* WHAT NEEDS TO BE DONE *
All of the data that follows should be retyped exactly, please, except the pictures.

(Some records)
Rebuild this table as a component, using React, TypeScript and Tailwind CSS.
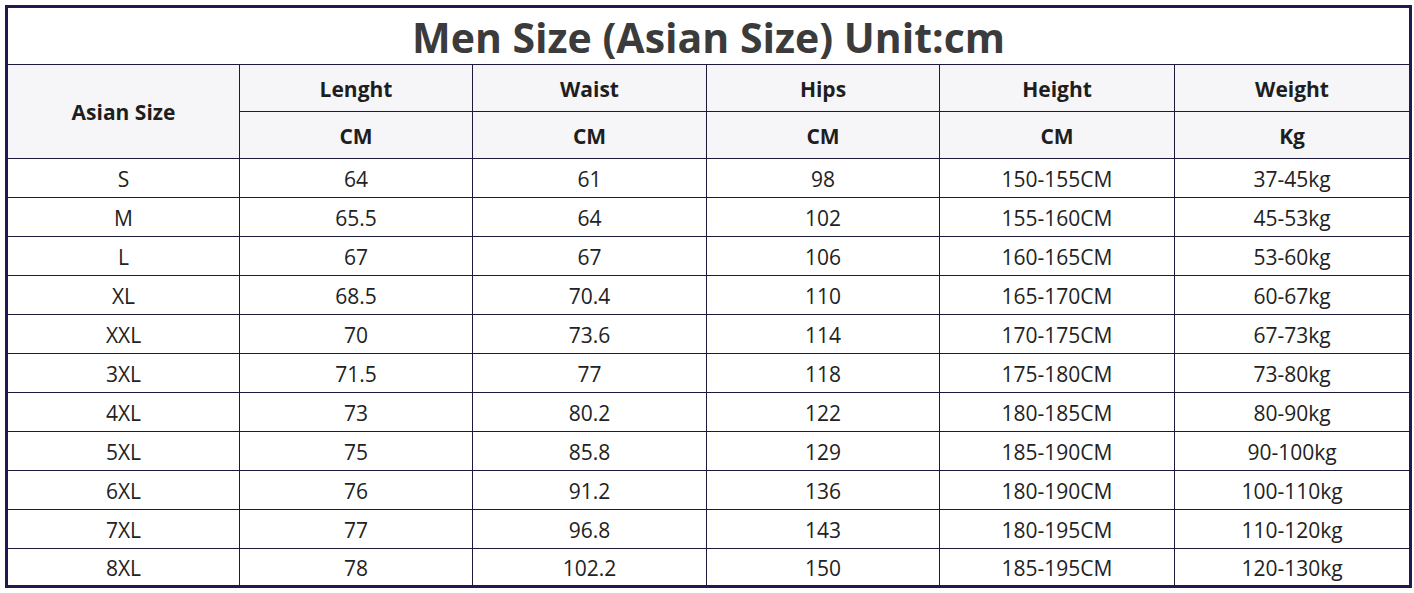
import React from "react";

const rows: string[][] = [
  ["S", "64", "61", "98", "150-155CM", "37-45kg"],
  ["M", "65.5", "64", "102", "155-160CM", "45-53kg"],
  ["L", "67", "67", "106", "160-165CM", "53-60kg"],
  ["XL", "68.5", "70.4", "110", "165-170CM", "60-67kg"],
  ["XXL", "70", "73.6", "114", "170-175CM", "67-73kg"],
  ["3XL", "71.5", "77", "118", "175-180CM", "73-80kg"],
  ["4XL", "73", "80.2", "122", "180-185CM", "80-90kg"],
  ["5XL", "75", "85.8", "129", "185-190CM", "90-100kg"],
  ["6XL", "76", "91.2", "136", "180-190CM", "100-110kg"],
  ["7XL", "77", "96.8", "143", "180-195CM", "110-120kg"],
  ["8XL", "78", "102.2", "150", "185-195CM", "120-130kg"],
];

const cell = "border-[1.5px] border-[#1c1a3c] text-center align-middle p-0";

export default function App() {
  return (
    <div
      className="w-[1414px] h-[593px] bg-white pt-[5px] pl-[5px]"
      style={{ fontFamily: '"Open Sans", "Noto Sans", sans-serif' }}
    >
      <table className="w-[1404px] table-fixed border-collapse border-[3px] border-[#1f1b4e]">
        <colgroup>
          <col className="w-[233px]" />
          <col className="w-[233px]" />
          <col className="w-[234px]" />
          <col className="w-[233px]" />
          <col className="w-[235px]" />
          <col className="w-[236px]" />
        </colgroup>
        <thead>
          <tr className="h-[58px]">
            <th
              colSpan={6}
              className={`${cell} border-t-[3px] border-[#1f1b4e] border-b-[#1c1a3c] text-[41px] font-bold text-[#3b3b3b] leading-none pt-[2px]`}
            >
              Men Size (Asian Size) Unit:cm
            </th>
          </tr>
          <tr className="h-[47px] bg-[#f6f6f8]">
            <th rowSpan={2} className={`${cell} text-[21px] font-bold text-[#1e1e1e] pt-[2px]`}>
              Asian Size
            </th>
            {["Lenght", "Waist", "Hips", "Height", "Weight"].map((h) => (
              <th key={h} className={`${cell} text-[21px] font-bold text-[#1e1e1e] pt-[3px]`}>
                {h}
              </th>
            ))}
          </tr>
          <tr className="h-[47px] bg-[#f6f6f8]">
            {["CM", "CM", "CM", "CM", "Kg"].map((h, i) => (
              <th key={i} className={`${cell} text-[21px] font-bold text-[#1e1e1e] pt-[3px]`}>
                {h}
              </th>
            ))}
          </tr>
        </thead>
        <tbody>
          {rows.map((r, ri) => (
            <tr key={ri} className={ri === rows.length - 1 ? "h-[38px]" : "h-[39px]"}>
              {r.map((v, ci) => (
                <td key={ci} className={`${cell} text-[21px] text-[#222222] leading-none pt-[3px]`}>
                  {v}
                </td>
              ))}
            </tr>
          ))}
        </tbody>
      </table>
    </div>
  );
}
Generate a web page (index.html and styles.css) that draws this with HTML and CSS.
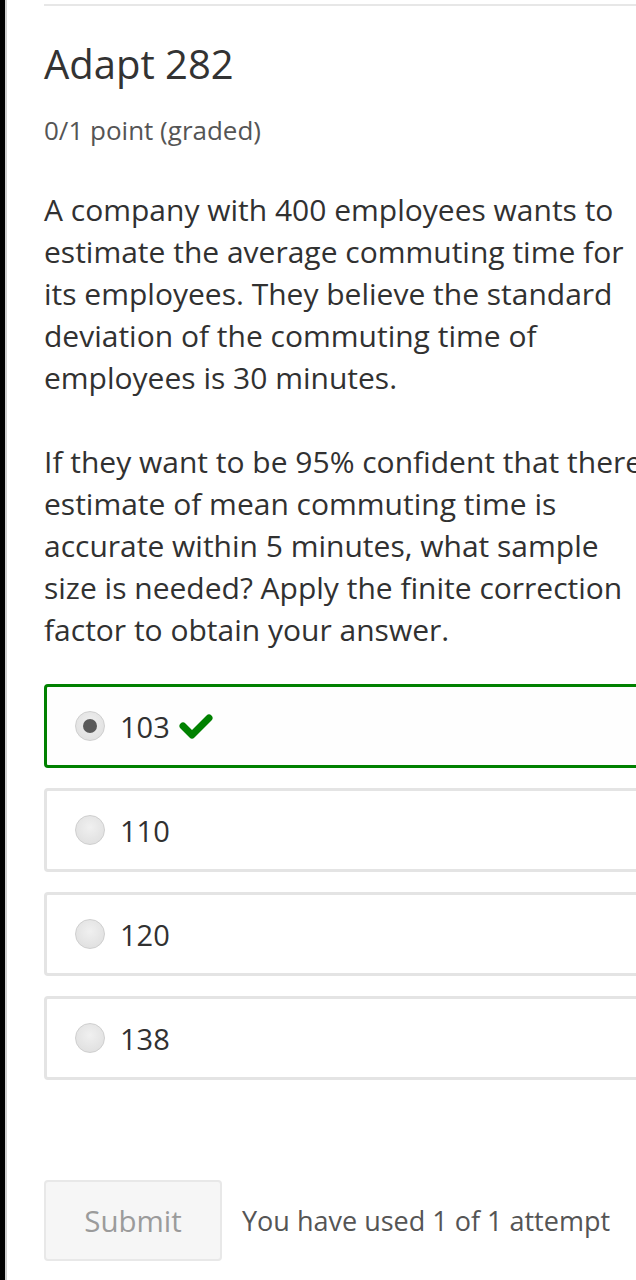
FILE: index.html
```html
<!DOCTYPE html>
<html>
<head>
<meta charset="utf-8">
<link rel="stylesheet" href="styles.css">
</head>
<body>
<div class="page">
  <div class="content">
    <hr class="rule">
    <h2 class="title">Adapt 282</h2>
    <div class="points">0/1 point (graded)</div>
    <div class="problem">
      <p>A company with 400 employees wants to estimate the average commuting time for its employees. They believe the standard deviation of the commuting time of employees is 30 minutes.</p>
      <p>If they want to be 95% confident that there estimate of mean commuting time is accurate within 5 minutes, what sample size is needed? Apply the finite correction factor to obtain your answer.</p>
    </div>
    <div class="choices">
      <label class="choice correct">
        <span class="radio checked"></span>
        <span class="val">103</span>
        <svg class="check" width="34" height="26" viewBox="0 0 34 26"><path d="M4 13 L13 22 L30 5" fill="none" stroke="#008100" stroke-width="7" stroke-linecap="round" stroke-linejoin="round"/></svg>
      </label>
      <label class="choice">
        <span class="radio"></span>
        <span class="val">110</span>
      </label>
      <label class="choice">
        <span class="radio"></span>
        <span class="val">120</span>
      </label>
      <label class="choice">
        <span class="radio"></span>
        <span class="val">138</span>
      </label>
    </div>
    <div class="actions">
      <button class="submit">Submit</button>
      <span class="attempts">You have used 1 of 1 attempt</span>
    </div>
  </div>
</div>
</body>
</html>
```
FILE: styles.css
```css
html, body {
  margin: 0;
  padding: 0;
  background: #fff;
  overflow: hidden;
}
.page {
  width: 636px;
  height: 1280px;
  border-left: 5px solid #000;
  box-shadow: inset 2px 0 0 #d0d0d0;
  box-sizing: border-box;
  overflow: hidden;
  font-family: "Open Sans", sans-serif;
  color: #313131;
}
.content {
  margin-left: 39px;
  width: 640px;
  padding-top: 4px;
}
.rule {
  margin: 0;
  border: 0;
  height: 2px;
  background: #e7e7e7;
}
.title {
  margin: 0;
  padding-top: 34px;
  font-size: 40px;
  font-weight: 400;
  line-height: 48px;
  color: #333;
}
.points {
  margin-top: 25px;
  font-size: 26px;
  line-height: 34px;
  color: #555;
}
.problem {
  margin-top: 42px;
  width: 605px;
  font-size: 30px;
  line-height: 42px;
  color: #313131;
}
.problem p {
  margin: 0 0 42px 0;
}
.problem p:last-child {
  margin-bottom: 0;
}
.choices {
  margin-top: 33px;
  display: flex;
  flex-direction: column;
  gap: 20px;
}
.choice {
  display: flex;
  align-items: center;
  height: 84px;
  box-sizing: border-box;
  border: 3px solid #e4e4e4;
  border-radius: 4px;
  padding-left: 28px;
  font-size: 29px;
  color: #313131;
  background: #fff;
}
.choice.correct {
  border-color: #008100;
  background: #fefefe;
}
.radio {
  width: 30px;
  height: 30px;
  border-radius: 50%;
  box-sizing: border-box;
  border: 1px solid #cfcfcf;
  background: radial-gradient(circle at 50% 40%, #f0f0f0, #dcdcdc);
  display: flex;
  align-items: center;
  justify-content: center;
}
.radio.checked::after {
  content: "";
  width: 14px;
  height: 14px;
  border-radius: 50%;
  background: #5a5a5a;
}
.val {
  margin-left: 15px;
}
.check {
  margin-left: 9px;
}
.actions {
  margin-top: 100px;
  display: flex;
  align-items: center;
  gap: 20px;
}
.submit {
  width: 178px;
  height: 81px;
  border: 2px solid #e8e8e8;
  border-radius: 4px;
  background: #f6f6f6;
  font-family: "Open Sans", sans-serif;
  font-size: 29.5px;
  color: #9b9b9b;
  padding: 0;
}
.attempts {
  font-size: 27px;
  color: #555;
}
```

* RESULT FOR THIS EXERCISE *
Rebuild this table as a component, using React, TypeScript and Tailwind CSS.
import React from "react";

const rows: string[][] = [
  ["S", "64", "61", "98", "150-155CM", "37-45kg"],
  ["M", "65.5", "64", "102", "155-160CM", "45-53kg"],
  ["L", "67", "67", "106", "160-165CM", "53-60kg"],
  ["XL", "68.5", "70.4", "110", "165-170CM", "60-67kg"],
  ["XXL", "70", "73.6", "114", "170-175CM", "67-73kg"],
  ["3XL", "71.5", "77", "118", "175-180CM", "73-80kg"],
  ["4XL", "73", "80.2", "122", "180-185CM", "80-90kg"],
  ["5XL", "75", "85.8", "129", "185-190CM", "90-100kg"],
  ["6XL", "76", "91.2", "136", "180-190CM", "100-110kg"],
  ["7XL", "77", "96.8", "143", "180-195CM", "110-120kg"],
  ["8XL", "78", "102.2", "150", "185-195CM", "120-130kg"],
];

const cell = "border-[1.5px] border-[#1c1a3c] text-center align-middle p-0";

export default function App() {
  return (
    <div
      className="w-[1414px] h-[593px] bg-white pt-[5px] pl-[5px]"
      style={{ fontFamily: '"Open Sans", "Noto Sans", sans-serif' }}
    >
      <table className="w-[1404px] table-fixed border-collapse border-[3px] border-[#1f1b4e]">
        <colgroup>
          <col className="w-[233px]" />
          <col className="w-[233px]" />
          <col className="w-[234px]" />
          <col className="w-[233px]" />
          <col className="w-[235px]" />
          <col className="w-[236px]" />
        </colgroup>
        <thead>
          <tr className="h-[58px]">
            <th
              colSpan={6}
              className={`${cell} border-t-[3px] border-[#1f1b4e] border-b-[#1c1a3c] text-[41px] font-bold text-[#3b3b3b] leading-none pt-[2px]`}
            >
              Men Size (Asian Size) Unit:cm
            </th>
          </tr>
          <tr className="h-[47px] bg-[#f6f6f8]">
            <th rowSpan={2} className={`${cell} text-[21px] font-bold text-[#1e1e1e] pt-[2px]`}>
              Asian Size
            </th>
            {["Lenght", "Waist", "Hips", "Height", "Weight"].map((h) => (
              <th key={h} className={`${cell} text-[21px] font-bold text-[#1e1e1e] pt-[3px]`}>
                {h}
              </th>
            ))}
          </tr>
          <tr className="h-[47px] bg-[#f6f6f8]">
            {["CM", "CM", "CM", "CM", "Kg"].map((h, i) => (
              <th key={i} className={`${cell} text-[21px] font-bold text-[#1e1e1e] pt-[3px]`}>
                {h}
              </th>
            ))}
          </tr>
        </thead>
        <tbody>
          {rows.map((r, ri) => (
            <tr key={ri} className={ri === rows.length - 1 ? "h-[38px]" : "h-[39px]"}>
              {r.map((v, ci) => (
                <td key={ci} className={`${cell} text-[21px] text-[#222222] leading-none pt-[3px]`}>
                  {v}
                </td>
              ))}
            </tr>
          ))}
        </tbody>
      </table>
    </div>
  );
}
Generate a web page (index.html and styles.css) that draws this with HTML and CSS.
FILE: index.html
```html
<!DOCTYPE html>
<html>
<head>
<meta charset="utf-8">
<link rel="stylesheet" href="styles.css">
</head>
<body>
<div class="page">
  <div class="content">
    <hr class="rule">
    <h2 class="title">Adapt 282</h2>
    <div class="points">0/1 point (graded)</div>
    <div class="problem">
      <p>A company with 400 employees wants to estimate the average commuting time for its employees. They believe the standard deviation of the commuting time of employees is 30 minutes.</p>
      <p>If they want to be 95% confident that there estimate of mean commuting time is accurate within 5 minutes, what sample size is needed? Apply the finite correction factor to obtain your answer.</p>
    </div>
    <div class="choices">
      <label class="choice correct">
        <span class="radio checked"></span>
        <span class="val">103</span>
        <svg class="check" width="34" height="26" viewBox="0 0 34 26"><path d="M4 13 L13 22 L30 5" fill="none" stroke="#008100" stroke-width="7" stroke-linecap="round" stroke-linejoin="round"/></svg>
      </label>
      <label class="choice">
        <span class="radio"></span>
        <span class="val">110</span>
      </label>
      <label class="choice">
        <span class="radio"></span>
        <span class="val">120</span>
      </label>
      <label class="choice">
        <span class="radio"></span>
        <span class="val">138</span>
      </label>
    </div>
    <div class="actions">
      <button class="submit">Submit</button>
      <span class="attempts">You have used 1 of 1 attempt</span>
    </div>
  </div>
</div>
</body>
</html>
```
FILE: styles.css
```css
html, body {
  margin: 0;
  padding: 0;
  background: #fff;
  overflow: hidden;
}
.page {
  width: 636px;
  height: 1280px;
  border-left: 5px solid #000;
  box-shadow: inset 2px 0 0 #d0d0d0;
  box-sizing: border-box;
  overflow: hidden;
  font-family: "Open Sans", sans-serif;
  color: #313131;
}
.content {
  margin-left: 39px;
  width: 640px;
  padding-top: 4px;
}
.rule {
  margin: 0;
  border: 0;
  height: 2px;
  background: #e7e7e7;
}
.title {
  margin: 0;
  padding-top: 34px;
  font-size: 40px;
  font-weight: 400;
  line-height: 48px;
  color: #333;
}
.points {
  margin-top: 25px;
  font-size: 26px;
  line-height: 34px;
  color: #555;
}
.problem {
  margin-top: 42px;
  width: 605px;
  font-size: 30px;
  line-height: 42px;
  color: #313131;
}
.problem p {
  margin: 0 0 42px 0;
}
.problem p:last-child {
  margin-bottom: 0;
}
.choices {
  margin-top: 33px;
  display: flex;
  flex-direction: column;
  gap: 20px;
}
.choice {
  display: flex;
  align-items: center;
  height: 84px;
  box-sizing: border-box;
  border: 3px solid #e4e4e4;
  border-radius: 4px;
  padding-left: 28px;
  font-size: 29px;
  color: #313131;
  background: #fff;
}
.choice.correct {
  border-color: #008100;
  background: #fefefe;
}
.radio {
  width: 30px;
  height: 30px;
  border-radius: 50%;
  box-sizing: border-box;
  border: 1px solid #cfcfcf;
  background: radial-gradient(circle at 50% 40%, #f0f0f0, #dcdcdc);
  display: flex;
  align-items: center;
  justify-content: center;
}
.radio.checked::after {
  content: "";
  width: 14px;
  height: 14px;
  border-radius: 50%;
  background: #5a5a5a;
}
.val {
  margin-left: 15px;
}
.check {
  margin-left: 9px;
}
.actions {
  margin-top: 100px;
  display: flex;
  align-items: center;
  gap: 20px;
}
.submit {
  width: 178px;
  height: 81px;
  border: 2px solid #e8e8e8;
  border-radius: 4px;
  background: #f6f6f6;
  font-family: "Open Sans", sans-serif;
  font-size: 29.5px;
  color: #9b9b9b;
  padding: 0;
}
.attempts {
  font-size: 27px;
  color: #555;
}
```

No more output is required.